The catalogue for the exhibition Manthia Diawara: Intensive Courses features a program dedicated exclusively to the Malian author from the African Diaspora. Diawara sought to provide a reflection on contemporary Africa through promoting knowledge of this work and his thinking. This programme also included a cycle of “Lectures on Film”, with the participation of Manuela Ribeiro Sanches, Ângela Ferreira, Jürgen Bock, António Tomás, Mamadou Ba and Manthia Diawara. The exhibition, alongside an installation of a kind of “study room” for which films and books by Diawara were made available for the consultation, was on view at the Galeria da Av. da India between May 12 and September 15, 2017. This publication gathers the institutional foreword by Sara Antónia Matos and the transcriptions of the contributions by Manuela Ribeiro Sanches, António Tomás, Mamadou Ba and Manthia Diawara.

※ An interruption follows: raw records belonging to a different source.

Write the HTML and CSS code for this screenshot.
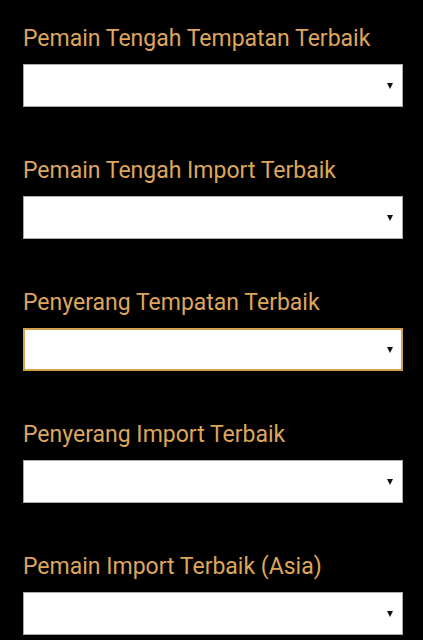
FILE: index.html
```html
<!DOCTYPE html>
<html>
<head>
<meta charset="utf-8">
<link rel="stylesheet" href="styles.css">
</head>
<body>
<div class="form">
  <div class="field">
    <label class="label">Pemain Tengah Tempatan Terbaik</label>
    <div class="select"><span class="arrow"></span></div>
  </div>
  <div class="field">
    <label class="label">Pemain Tengah Import Terbaik</label>
    <div class="select"><span class="arrow"></span></div>
  </div>
  <div class="field">
    <label class="label">Penyerang Tempatan Terbaik</label>
    <div class="select focused"><span class="arrow"></span></div>
  </div>
  <div class="field">
    <label class="label">Penyerang Import Terbaik</label>
    <div class="select"><span class="arrow"></span></div>
  </div>
  <div class="field">
    <label class="label">Pemain Import Terbaik (Asia)</label>
    <div class="select"><span class="arrow"></span></div>
  </div>
</div>
</body>
</html>
```
FILE: styles.css
```css
html, body {
  margin: 0;
  padding: 0;
  background: #000;
}
body {
  font-family: Roboto, "Noto Sans", sans-serif;
  overflow: hidden;
}
.form {
  display: flex;
  flex-direction: column;
  gap: 50px;
  padding: 25px 20px 0 23px;
}
.field {
  display: flex;
  flex-direction: column;
  gap: 11px;
}
.label {
  display: block;
  color: #dea65c;
  font-size: 23px;
  line-height: 28px;
}
.select {
  box-sizing: border-box;
  height: 43px;
  width: 380px;
  background: #fff;
  border: 1px solid #a9a9a9;
  display: flex;
  align-items: center;
  justify-content: flex-end;
  padding-right: 9px;
}
.select.focused {
  border: 2px solid #d4a24c;
  padding-right: 8px;
}
.arrow {
  width: 0;
  height: 0;
  border-left: 3.5px solid transparent;
  border-right: 3.5px solid transparent;
  border-top: 6px solid #111;
  margin-top: 1px;
}
```
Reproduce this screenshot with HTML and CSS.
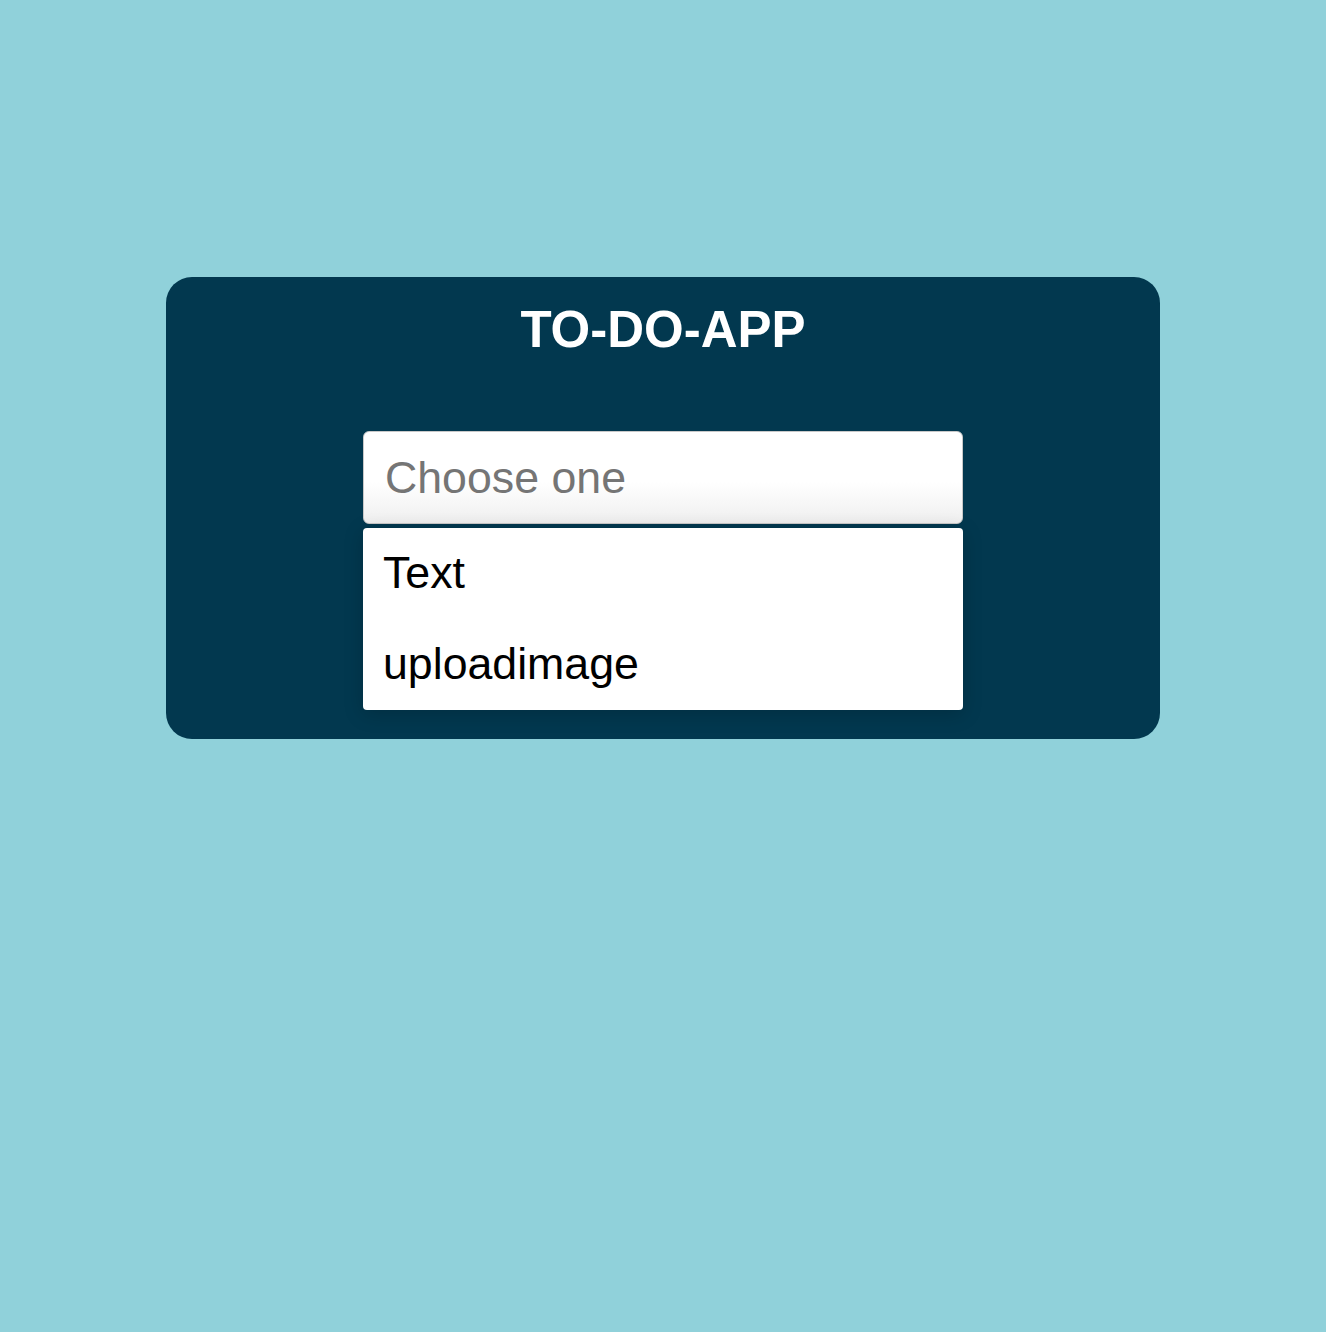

“This publication will allow both those who did and did not have the priviledge of attending in situ to revisit the words and unique voices through the transcriptions of the conversation that took place in Galeria Avenida da Índia. This moment will certainly stand out in the history of this Municipal Gallery and help define its lines of programming.”
– Sara Antónia Matos
“ The notes that follow – which are very subjective but also, I hope, informative – were designed as an introduction to the work of Manthia Diawara, an invitation to take a closer look at a mind more complex than the simplicity of his language – though it only seems simple to the casual reader.”
– Manuela Ribeiro Sanches
“My aim here, considering the time I have been granted, is to discuss a number of aspects of Négritude, a theme which is revisited by Manthia Diawara through the dialogue between Léopold Sédar Senghor [1906-2001] and Wole Soyinka.”
– António Tomás
“For me, talking about Manthia Diawara is a political statement. Talking about his work, looking at it from the point of view of a member of the diaspora, which is what I am – my story doesn’t matter much, but I’m the son of immigrants from Guinea, born in Senegal and brought up in Guinea, then Guinea Bissau and Portugal – is very important to me.”
– Mamadou Ba
“It’s a long title, but it is part of this talk. I call it “Searching for a Place, Searching for a Voice, Searching for Freedom”, and I am really getting this from Edouard Glissant’s definition of opacité. He believed that every opacity is a search for a place, and when the place finds its place, then the place is freed. So I am really looking forward for that free space for myself. And I think that is a good way to explain my work.”